The guest’s requirements, on the other hand, are given much less thought. This is why, when you arrive, invariably bleary-eyed in the small hours, you so often mistake the reception desk for the nightclub entrance, the elevator for the aquarium and the concierge for a rock star. Once in your room, you are likely to pierce your shins on your angular bed, go hurtling over a transparent occasional table, lose yourself in the Versailles-like hall of mirrors that apparently is your wardrobe and helplessly open and close the blinds several times – probably when you are wearing only your socks – trying to switch on the reading lamp. The next morning you will miss your vital meeting because you have to call reception for detailed instructions on how to activate the shower. This is after you eventually suss out that the TV remote is actually the phone.

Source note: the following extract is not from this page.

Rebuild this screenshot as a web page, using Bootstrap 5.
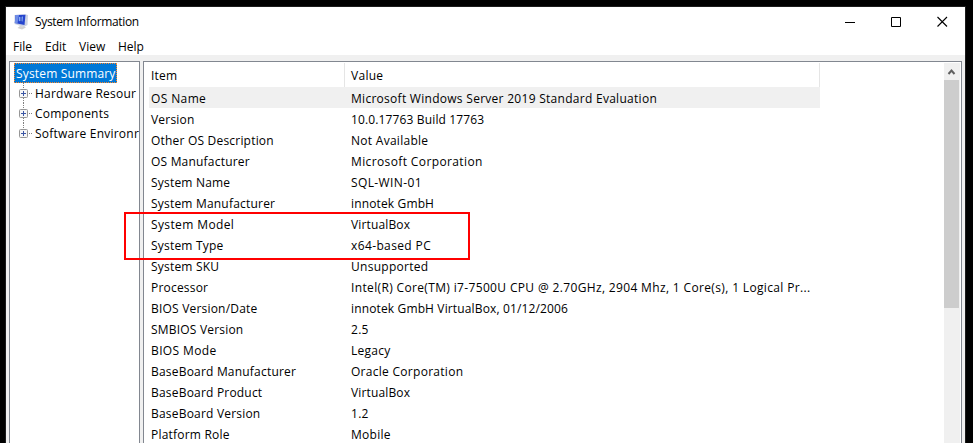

There is one piece of good news though: Philippe Starck, the man behind countless design hotels, now acknowledges that design is far less important than the natural environment. He is no longer designing conversation pieces for lobbies but eco friendly boats and, albeit more weirdly, furniture that is “comfortable during sexual intercourse” – presumably to safeguard the survival of the human species. Even more heartening is the declaration by Starck, who is also designing a spaceport for Richard Branson (who knows: a giant lemon squeezer might just work) that he is not at all interested in designing hotels for ‘space tourism’. This potential market may be a big step for mankind, but resisting the temptation to get involved with something so futuristic is an even bigger one for a designer.